How tongue detects high salt concentrations

Findings from a new study could serve as a springboard for the development of taste modulators to help control the appetite for a high-salt diet and reduce the ill effects of too much sodium, say researchers.

London: Findings from a new study could serve as a springboard for the development of taste modulators to help control the appetite for a high-salt diet and reduce the ill effects of too much sodium, say researchers.

Charles Zuker, PhD, and colleagues at Columbia University Medical Center have discovered how the tongue detects high concentrations of salt, the first step in a salt-avoiding behavior common to most mammals.

The sensation of saltiness is unique among the five basic tastes. Whereas mammals are always attracted to the tastes of sweet and umami, and repelled by sour and bitter, their behavioral response to salt dramatically changes with concentration.

"Salt taste in mammals can trigger two opposing behaviors. Mammals are attracted to low concentrations of salt; they will choose a salty solution over a salt-free one. But they will reject highly concentrated salt solutions, even when salt-deprived," said Dr. Charles Zuker, professor in the Departments of Biochemistry and Molecular Biophysics and of Neuroscience at Columbia University College of Physicians and Surgeons.

Over the past 15 years, the receptors and other cells on the tongue responsible for detecting sweet, sour, bitter, and umami tastes-as well as low concentrations of salt-have been uncovered largely through the efforts of Dr. Zuker and his collaborator Nicholas Ryba from the National Institute of Dental and Craniofacial Research.

"But we didn`t understand what was behind the aversion to high concentrations of salt," said Yuki Oka, a postdoctoral fellow in Dr. Zuker`s laboratory and the lead author of the study.

The researchers expected high-salt receptors to reside in cells committed only to detecting high salt.

"Over the years our studies have shown that each taste quality-sweet, bitter, sour, umami, and low-salt-is mediated by different cells.

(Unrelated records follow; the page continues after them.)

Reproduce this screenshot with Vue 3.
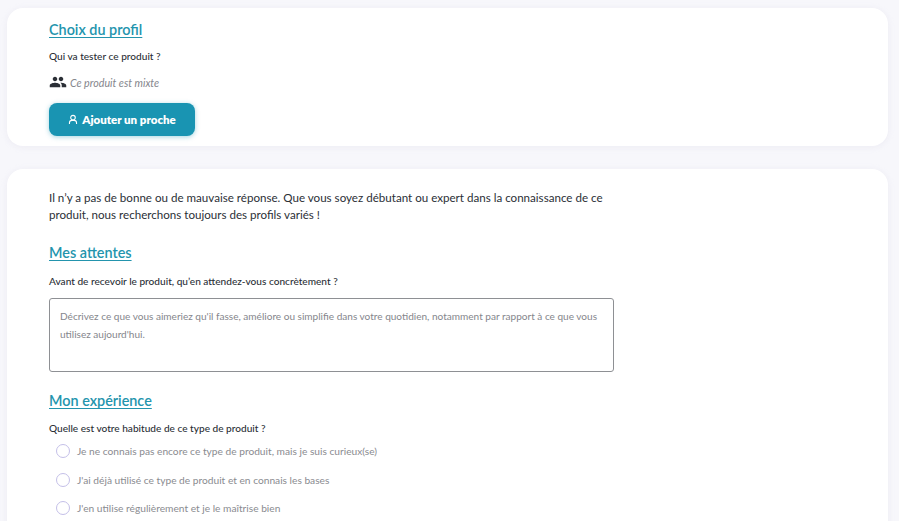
<script setup>
const options = [
  'Je ne connais pas encore ce type de produit, mais je suis curieux(se)',
  "J'ai déjà utilisé ce type de produit et en connais les bases",
  "J'en utilise régulièrement et je le maîtrise bien"
]
</script>

<template>
  <main class="page">
    <section class="card card-top">
      <h2 class="title">Choix du profil</h2>
      <p class="label first-label">Qui va tester ce produit ?</p>
      <div class="mixed">
        <svg class="people" viewBox="0 0 24 24" width="18" height="18" aria-hidden="true">
          <path fill="#2b2f36" d="M16 11c1.66 0 2.99-1.34 2.99-3S17.66 5 16 5s-3 1.34-3 3 1.34 3 3 3zm-8 0c1.66 0 2.99-1.34 2.99-3S9.66 5 8 5 5 6.34 5 8s1.34 3 3 3zm0 2c-2.33 0-7 1.17-7 3.5V19h14v-2.5C15 14.17 10.33 13 8 13zm8 0c-.29 0-.62.02-.97.05 1.16.84 1.97 1.97 1.97 3.45V19h6v-2.5c0-2.33-4.67-3.5-7-3.5z"/>
        </svg>
        <em>Ce produit est mixte</em>
      </div>
      <button class="add" type="button">
        <svg viewBox="0 0 24 24" width="10" height="11" fill="none" stroke="#fff" stroke-width="2.6" aria-hidden="true">
          <circle cx="12" cy="7.5" r="5.5"/>
          <path d="M3.5 23v-3a6 6 0 0 1 6-6h5a6 6 0 0 1 6 6v3"/>
        </svg>
        Ajouter un proche
      </button>
    </section>

    <section class="card card-main">
      <p class="intro">Il n’y a pas de bonne ou de mauvaise réponse. Que vous soyez débutant ou expert dans la connaissance de ce produit, nous recherchons toujours des profils variés !</p>

      <h2 class="title expect">Mes attentes</h2>
      <p class="label">Avant de recevoir le produit, qu’en attendez-vous concrètement ?</p>
      <textarea class="area" placeholder="Décrivez ce que vous aimeriez qu'il fasse, améliore ou simplifie dans votre quotidien, notamment par rapport à ce que vous utilisez aujourd'hui."></textarea>

      <h2 class="title exp">Mon expérience</h2>
      <p class="label">Quelle est votre habitude de ce type de produit ?</p>
      <ul class="options">
        <li v-for="o in options" :key="o"><span class="radio"></span>{{ o }}</li>
      </ul>
    </section>
  </main>
</template>

<style scoped>
.page {
  height: 521px;
  overflow: hidden;
  box-sizing: border-box;
  padding: 8px 11px 0 7px;
  background: #f7f7fb;
  font-family: Lato, "Noto Sans", sans-serif;
  color: #2b2f36;
  display: flex;
  flex-direction: column;
  gap: 23px;
}
.card {
  background: #fff;
  border-radius: 16px;
  box-sizing: border-box;
  padding-left: 42px;
  flex: none;
  box-shadow: 0 1px 6px rgba(225, 222, 235, 0.45);
}
.card-top { height: 138px; padding-top: 13px; }
.card-main { height: 400px; padding-top: 20px; }
.title {
  margin: 0;
  font-size: 14.4px;
  line-height: 18px;
  font-weight: 600;
  color: #2394ad;
  text-decoration: underline;
  text-decoration-thickness: 1px;
  text-underline-offset: 2px;
}
.label {
  margin: 0;
  font-size: 10.1px;
  line-height: 14px;
  font-weight: 500;
  color: #2b2f36;
}
.first-label { margin-top: 10px; }
.mixed {
  display: flex;
  align-items: center;
  gap: 3px;
  margin-top: 10px;
  height: 18px;
  font-size: 10.7px;
  color: #85868c;
}
.add {
  display: flex;
  align-items: center;
  justify-content: center;
  gap: 4px;
  margin-top: 12px;
  width: 146px;
  height: 33px;
  border: 0;
  border-radius: 8px;
  background: #1994b2;
  color: #fff;
  font: 800 11.5px Lato, "Noto Sans", sans-serif;
  box-shadow: 0 1px 5px rgba(25, 148, 178, 0.4);
}
.intro {
  margin: 0;
  width: 565px;
  font-size: 11.6px;
  line-height: 17px;
  color: #2b2f36;
}
.expect { margin-top: 21px; }
.expect + .label { margin-top: 12px; }
.area {
  display: block;
  box-sizing: border-box;
  width: 565px;
  height: 74px;
  margin-top: 10px;
  padding: 9px 10px;
  border: 1px solid #8e9094;
  border-radius: 3px;
  resize: none;
  background: #fff;
  font: 10.05px/17.5px Lato, "Noto Sans", sans-serif;
  outline: none;
}
.area::placeholder { color: #85868c; opacity: 1; }
.exp { margin-top: 20px; }
.exp + .label { margin-top: 11px; }
.options {
  list-style: none;
  margin: 2px 0 0;
  padding: 0 0 0 7px;
}
.options li {
  display: flex;
  align-items: center;
  gap: 7px;
  height: 28.5px;
  font-size: 10.2px;
  color: #8a8b90;
}
.radio {
  box-sizing: border-box;
  width: 14px;
  height: 14px;
  border: 1px solid #c4bfe8;
  border-radius: 50%;
  flex: none;
}
</style>

<style>
body { margin: 0; }
</style>
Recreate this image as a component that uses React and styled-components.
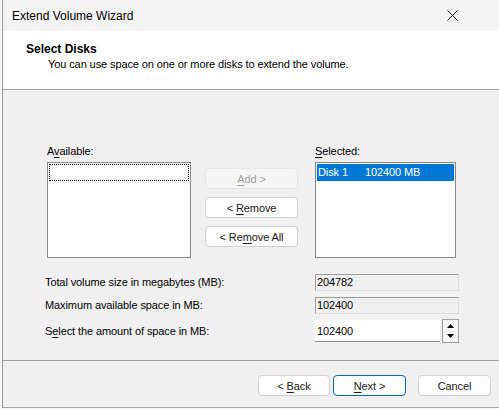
import React from "react";
import styled, { createGlobalStyle } from "styled-components";

const Global = createGlobalStyle`
  html, body { margin: 0; padding: 0; background: #f7f7f7; }
  body { font-family: "Liberation Sans", Arial, sans-serif; font-size: 11px; letter-spacing: -0.1px; color: #000; }
  * { box-sizing: border-box; }
`;

const Screen = styled.div`
  width: 499px;
  height: 409px;
  display: flex;
  overflow: hidden;
  background: #f4f6f8;
`;

const Window = styled.div`
  margin-left: 2px;
  flex: 1;
  height: 408px;
  border-left: 1px solid #9a9a9a;
  border-bottom: 1px solid #a8a8a8;
  display: flex;
  flex-direction: column;
  background: #f0f0f0;
`;

const TitleBar = styled.div`
  height: 31px;
  flex: none;
  display: flex;
  align-items: center;
  justify-content: space-between;
  padding-left: 9px;
  background: #f3f3f3;
  font-size: 12px;
  letter-spacing: 0;
`;

const CloseBox = styled.div`
  width: 46px;
  height: 31px;
  margin-right: 24px;
  display: flex;
  align-items: center;
  justify-content: center;
`;

const Header = styled.div`
  height: 59px;
  flex: none;
  background: #fff;
  border-bottom: 1px solid #a0a0a0;
  padding: 11px 0 0 23px;
  line-height: 15px;
`;

const HeaderTitle = styled.div`
  font-weight: bold;
  font-size: 12px;
  letter-spacing: 0;
`;

const HeaderSub = styled.div`
  padding-left: 22px;
`;

const Body = styled.div`
  flex: 1;
  padding: 54px 0 0 42px;
  border-bottom: 1px solid #a0a0a0;
`;

const Lists = styled.div`
  display: grid;
  grid-template-columns: 144px 93px 144px;
  column-gap: 14px;
  padding-left: 2px;
`;

const ListColumn = styled.div`
  display: flex;
  flex-direction: column;
  gap: 3px;
  ${(p) => p.$right && "margin-left: 3px;"}
`;

const Label = styled.div`
  line-height: 15px;
  height: 15px;
  white-space: nowrap;
`;

const ListBox = styled.div`
  height: 96px;
  background: #fff;
  border: 1px solid #828790;
  padding: 1px;
`;

const FocusItem = styled.div`
  height: 17px;
  border: 1px dotted #000;
`;

const SelectedItem = styled.div`
  height: 17px;
  background: #0078d7;
  color: #fff;
  display: flex;
  align-items: center;
  padding-left: 1px;
  gap: 17px;
  line-height: 15px;
`;

const ButtonColumn = styled.div`
  display: flex;
  flex-direction: column;
  gap: 8px;
  padding-top: 24px;
`;

const Button = styled.div`
  height: 21px;
  width: ${(p) => p.$w || 93}px;
  display: flex;
  align-items: center;
  justify-content: center;
  border-radius: 4px;
  border: 1px solid ${(p) => (p.$default ? "#0067c0" : p.$disabled ? "#e5e5e5" : "#d0d0d0")};
  background: ${(p) => (p.$disabled ? "#f5f5f5" : "#fdfdfd")};
  color: ${(p) => (p.$disabled ? "#a0a0a0" : "#1a1a1a")};
  white-space: pre;
`;

const Rows = styled.div`
  display: grid;
  grid-template-columns: 270px 144px;
  grid-template-rows: 17px 17px 22px;
  row-gap: 6px;
  margin-top: 16px;
  align-items: center;
`;

const RowLabel = styled.div`
  line-height: 15px;
`;

const ReadOnlyField = styled.div`
  height: 17px;
  border: 1px solid;
  border-color: #a0a0a0 #dcdcdc #dcdcdc #a0a0a0;
  background: #f0f0f0;
  padding-left: 1px;
  line-height: 15px;
`;

const SpinRow = styled.div`
  display: flex;
  align-items: center;
  height: 22px;
`;

const SpinInput = styled.div`
  width: 127px;
  height: 22px;
  background: #fff;
  border-bottom: 1px solid #8a8a8a;
  padding-left: 2px;
  display: flex;
  align-items: center;
`;

const Spinner = styled.div`
  margin-left: 2px;
  width: 17px;
  height: 24px;
  border: 1px solid #a0a0a0;
  background: #f0f0f0;
  display: flex;
  flex-direction: column;
  gap: 1px;
  padding: 1px;
`;

const SpinBtn = styled.div`
  flex: 1;
  background: #fbfbfb;
  display: flex;
  align-items: center;
  justify-content: center;
`;

const Footer = styled.div`
  height: 46px;
  flex: none;
  display: flex;
  justify-content: flex-end;
  align-items: flex-start;
  padding: 14px 8px 0 0;
`;

const FooterGroup = styled.div`
  display: flex;
  gap: 3px;
  margin-right: 12px;
`;

const Key = styled.span`
  text-decoration: underline;
  text-underline-offset: 2px;
`;

export default function App() {
  return (
    <Screen>
      <Global />
      <Window>
        <TitleBar>
          <span>Extend Volume Wizard</span>
          <CloseBox>
            <svg width="11" height="11" viewBox="0 0 11 11">
              <path d="M0.5 0.5 L10.5 10.5 M10.5 0.5 L0.5 10.5" stroke="#1a1a1a" strokeWidth="1" />
            </svg>
          </CloseBox>
        </TitleBar>
        <Header>
          <HeaderTitle>Select Disks</HeaderTitle>
          <HeaderSub>You can use space on one or more disks to extend the volume.</HeaderSub>
        </Header>
        <Body>
          <Lists>
            <ListColumn>
              <Label>
                A<Key>v</Key>ailable:
              </Label>
              <ListBox>
                <FocusItem />
              </ListBox>
            </ListColumn>
            <ButtonColumn>
              <Button $disabled>
                <Key>A</Key>
                {"dd >"}
              </Button>
              <Button>
                {"< "}
                <Key>R</Key>
                {"emove"}
              </Button>
              <Button>
                {"< Re"}
                <Key>m</Key>
                {"ove All"}
              </Button>
            </ButtonColumn>
            <ListColumn $right>
              <Label>
                <Key>S</Key>elected:
              </Label>
              <ListBox>
                <SelectedItem>
                  <span>Disk 1</span>
                  <span>102400 MB</span>
                </SelectedItem>
              </ListBox>
            </ListColumn>
          </Lists>
          <Rows>
            <RowLabel>Total volume size in megabytes (MB):</RowLabel>
            <ReadOnlyField>204782</ReadOnlyField>
            <RowLabel>Maximum available space in MB:</RowLabel>
            <ReadOnlyField>102400</ReadOnlyField>
            <RowLabel>
              S<Key>e</Key>lect the amount of space in MB:
            </RowLabel>
            <SpinRow>
              <SpinInput>102400</SpinInput>
              <Spinner>
                <SpinBtn>
                  <svg width="7" height="4" viewBox="0 0 7 4">
                    <path d="M3.5 0 L7 4 L0 4 Z" fill="#000" />
                  </svg>
                </SpinBtn>
                <SpinBtn>
                  <svg width="7" height="4" viewBox="0 0 7 4">
                    <path d="M0 0 L7 0 L3.5 4 Z" fill="#000" />
                  </svg>
                </SpinBtn>
              </Spinner>
            </SpinRow>
          </Rows>
        </Body>
        <Footer>
          <FooterGroup>
            <Button $w={72}>
              {"< "}
              <Key>B</Key>
              {"ack"}
            </Button>
            <Button $w={73} $default>
              <Key>N</Key>
              {"ext >"}
            </Button>
          </FooterGroup>
          <Button $w={73}>Cancel</Button>
        </Footer>
      </Window>
    </Screen>
  );
}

So we thought there must be different taste receptor cells for high-salt. But unexpectedly, Dr. Oka found high salt is mediated by cells we already knew," Dr. Ryba said.

In experiments conducted by Dr. Oka, the researchers found that high salt concentrations activate previously discovered bitter- and sour-sensing cells. When one of these cell types was silenced and made incapable of sending messages to the brain, aversion to high-salt solutions was reduced, but not eliminated.

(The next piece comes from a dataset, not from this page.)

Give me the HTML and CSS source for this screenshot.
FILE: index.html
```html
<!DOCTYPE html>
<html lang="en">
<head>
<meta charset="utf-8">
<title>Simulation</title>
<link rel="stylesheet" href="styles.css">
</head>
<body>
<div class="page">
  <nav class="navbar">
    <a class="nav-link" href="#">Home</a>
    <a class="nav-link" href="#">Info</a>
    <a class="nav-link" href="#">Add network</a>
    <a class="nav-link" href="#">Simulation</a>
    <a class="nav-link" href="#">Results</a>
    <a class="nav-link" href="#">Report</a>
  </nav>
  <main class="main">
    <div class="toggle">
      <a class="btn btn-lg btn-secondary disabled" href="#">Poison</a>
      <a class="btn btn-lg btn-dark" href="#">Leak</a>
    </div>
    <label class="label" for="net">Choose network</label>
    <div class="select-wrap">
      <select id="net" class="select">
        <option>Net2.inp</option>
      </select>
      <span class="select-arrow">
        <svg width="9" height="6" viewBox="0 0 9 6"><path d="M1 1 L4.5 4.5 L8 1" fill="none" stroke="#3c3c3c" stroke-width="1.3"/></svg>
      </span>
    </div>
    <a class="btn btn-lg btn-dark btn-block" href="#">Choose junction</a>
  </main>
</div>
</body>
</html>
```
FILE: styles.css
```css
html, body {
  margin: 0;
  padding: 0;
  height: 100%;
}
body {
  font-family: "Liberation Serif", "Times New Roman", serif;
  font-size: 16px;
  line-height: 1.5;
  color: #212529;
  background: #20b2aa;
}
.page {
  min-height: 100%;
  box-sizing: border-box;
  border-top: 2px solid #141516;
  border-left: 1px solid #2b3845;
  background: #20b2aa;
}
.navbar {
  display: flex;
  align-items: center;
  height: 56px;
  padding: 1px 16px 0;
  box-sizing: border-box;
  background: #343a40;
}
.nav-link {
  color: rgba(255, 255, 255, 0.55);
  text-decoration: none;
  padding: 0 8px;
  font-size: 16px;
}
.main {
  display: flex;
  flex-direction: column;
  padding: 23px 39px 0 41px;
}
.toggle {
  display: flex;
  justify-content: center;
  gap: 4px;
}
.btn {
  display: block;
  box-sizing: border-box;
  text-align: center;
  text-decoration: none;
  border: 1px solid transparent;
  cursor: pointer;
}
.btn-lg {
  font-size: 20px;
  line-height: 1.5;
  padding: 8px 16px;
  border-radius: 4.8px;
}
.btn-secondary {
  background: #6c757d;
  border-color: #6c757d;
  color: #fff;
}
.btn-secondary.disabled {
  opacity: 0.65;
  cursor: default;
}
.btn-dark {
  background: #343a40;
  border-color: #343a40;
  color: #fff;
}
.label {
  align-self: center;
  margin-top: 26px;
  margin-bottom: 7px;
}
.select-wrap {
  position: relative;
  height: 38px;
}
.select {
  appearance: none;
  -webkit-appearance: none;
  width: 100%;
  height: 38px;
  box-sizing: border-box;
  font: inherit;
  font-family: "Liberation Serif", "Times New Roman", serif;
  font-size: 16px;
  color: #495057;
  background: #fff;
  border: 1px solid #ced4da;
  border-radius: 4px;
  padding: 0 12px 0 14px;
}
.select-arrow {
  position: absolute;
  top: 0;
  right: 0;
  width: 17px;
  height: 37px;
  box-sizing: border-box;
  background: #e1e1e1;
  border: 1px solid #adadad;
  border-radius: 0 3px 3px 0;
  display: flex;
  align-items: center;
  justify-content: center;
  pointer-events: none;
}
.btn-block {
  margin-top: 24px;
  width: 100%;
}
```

When both cell types were silenced, the mammals completely lost their aversion to high-salt solutions, even showing unrestrained attraction to exceedingly salty solutions equivalent to those of seawater.

For mammals, ingesting high concentrations of seawater can lead to extreme dehydration, kidney failure, and death. With two aversion pathways, Dr. Oka said, animals have a safeguard to make sure that high salt is always aversive.

Now that all the salt pathways have been identified, Dr. Oka said, it may be possible to use that knowledge to make low concentrations of salt taste saltier, to reduce NaCl intake.

It also may be possible to make the taste of KCl (potassium chloride), which has fewer long-term health effects than sodium chloride, more appealing to encourage its use as a salt substitute.

The findings were published today online in Nature.